----- Information provided

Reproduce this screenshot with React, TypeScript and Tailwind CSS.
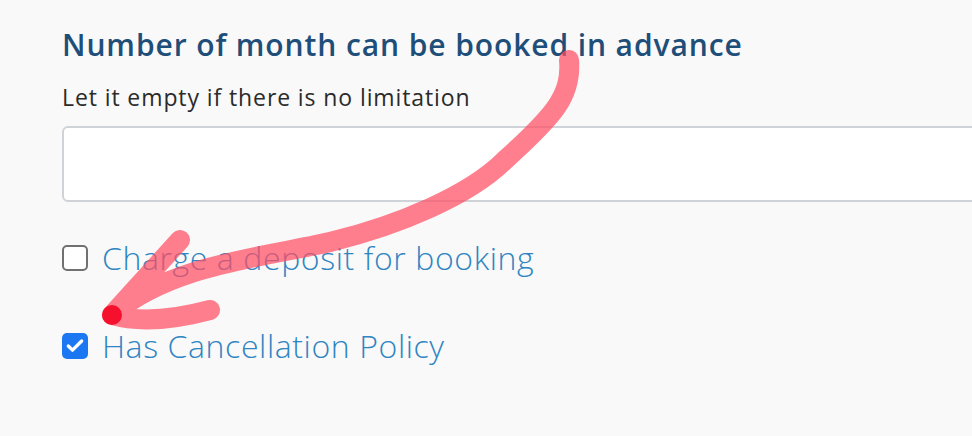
import { Check } from 'lucide-react';

const font = { fontFamily: '"Open Sans", Lato, sans-serif' };

function Checkbox({ checked }: { checked: boolean }) {
  if (checked) {
    return (
      <span className="flex items-center justify-center w-[26px] h-[26px] rounded-[5px] bg-[#1b77f2] shrink-0">
        <Check className="w-[20px] h-[20px] text-white" strokeWidth={4} />
      </span>
    );
  }
  return <span className="block w-[26px] h-[26px] rounded-[5px] border-2 border-[#717171] bg-white shrink-0" />;
}

function PointerArrow() {
  // hand-drawn annotation sitting on top of the form
  return (
    <svg className="absolute inset-0 w-full h-full pointer-events-none" viewBox="0 0 972 436">
      <g opacity={0.72} stroke="#ff4d63" strokeWidth={20} strokeLinecap="round" strokeLinejoin="round" fill="none">
        <path d="M569,60 C572,95 555,115 505,160 C470,195 400,225 330,242 C260,258 170,265 112,315 L180,240 M112,315 Q150,326 210,310" />
      </g>
      <circle cx={112} cy={315} r={10} fill="#f5102d" />
    </svg>
  );
}

export default function App() {
  return (
    <div className="relative w-[972px] h-[436px] overflow-hidden bg-[#f9f9f9]" style={font}>
      <div className="pl-[62px] pt-[26px]">
        <h2 className="text-[30px] leading-[38px] font-semibold tracking-[0.9px] text-[#1f4e79]">
          Number of month can be booked in advance
        </h2>
        <p className="mt-[19px] text-[23px] leading-[28px] tracking-[0.9px] text-[#2b2b2b]">
          Let it empty if there is no limitation
        </p>
        <input
          type="text"
          className="mt-[15px] block w-[940px] h-[76px] rounded-[6px] border-2 border-[#cfd3d8] bg-white"
        />
        <label className="mt-[38px] flex items-center gap-[14px]">
          <Checkbox checked={false} />
          <span className="text-[32px] leading-[36px] font-light tracking-[0.6px] text-[#2f85c2]">
            Charge a deposit for booking
          </span>
        </label>
        <label className="mt-[52px] flex items-center gap-[14px]">
          <Checkbox checked />
          <span className="text-[32px] leading-[36px] font-light tracking-[0.6px] text-[#2f85c2]">
            Has Cancellation Policy
          </span>
        </label>
      </div>
      <PointerArrow />
    </div>
  );
}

----------

◆ **Aim**
Leaving the pictures aside, transcribe the entire listing exactly.

◆ **Worked answer**
Reproduce this screenshot with React, TypeScript and Tailwind CSS.
import { Check } from 'lucide-react';

const font = { fontFamily: '"Open Sans", Lato, sans-serif' };

function Checkbox({ checked }: { checked: boolean }) {
  if (checked) {
    return (
      <span className="flex items-center justify-center w-[26px] h-[26px] rounded-[5px] bg-[#1b77f2] shrink-0">
        <Check className="w-[20px] h-[20px] text-white" strokeWidth={4} />
      </span>
    );
  }
  return <span className="block w-[26px] h-[26px] rounded-[5px] border-2 border-[#717171] bg-white shrink-0" />;
}

function PointerArrow() {
  // hand-drawn annotation sitting on top of the form
  return (
    <svg className="absolute inset-0 w-full h-full pointer-events-none" viewBox="0 0 972 436">
      <g opacity={0.72} stroke="#ff4d63" strokeWidth={20} strokeLinecap="round" strokeLinejoin="round" fill="none">
        <path d="M569,60 C572,95 555,115 505,160 C470,195 400,225 330,242 C260,258 170,265 112,315 L180,240 M112,315 Q150,326 210,310" />
      </g>
      <circle cx={112} cy={315} r={10} fill="#f5102d" />
    </svg>
  );
}

export default function App() {
  return (
    <div className="relative w-[972px] h-[436px] overflow-hidden bg-[#f9f9f9]" style={font}>
      <div className="pl-[62px] pt-[26px]">
        <h2 className="text-[30px] leading-[38px] font-semibold tracking-[0.9px] text-[#1f4e79]">
          Number of month can be booked in advance
        </h2>
        <p className="mt-[19px] text-[23px] leading-[28px] tracking-[0.9px] text-[#2b2b2b]">
          Let it empty if there is no limitation
        </p>
        <input
          type="text"
          className="mt-[15px] block w-[940px] h-[76px] rounded-[6px] border-2 border-[#cfd3d8] bg-white"
        />
        <label className="mt-[38px] flex items-center gap-[14px]">
          <Checkbox checked={false} />
          <span className="text-[32px] leading-[36px] font-light tracking-[0.6px] text-[#2f85c2]">
            Charge a deposit for booking
          </span>
        </label>
        <label className="mt-[52px] flex items-center gap-[14px]">
          <Checkbox checked />
          <span className="text-[32px] leading-[36px] font-light tracking-[0.6px] text-[#2f85c2]">
            Has Cancellation Policy
          </span>
        </label>
      </div>
      <PointerArrow />
    </div>
  );
}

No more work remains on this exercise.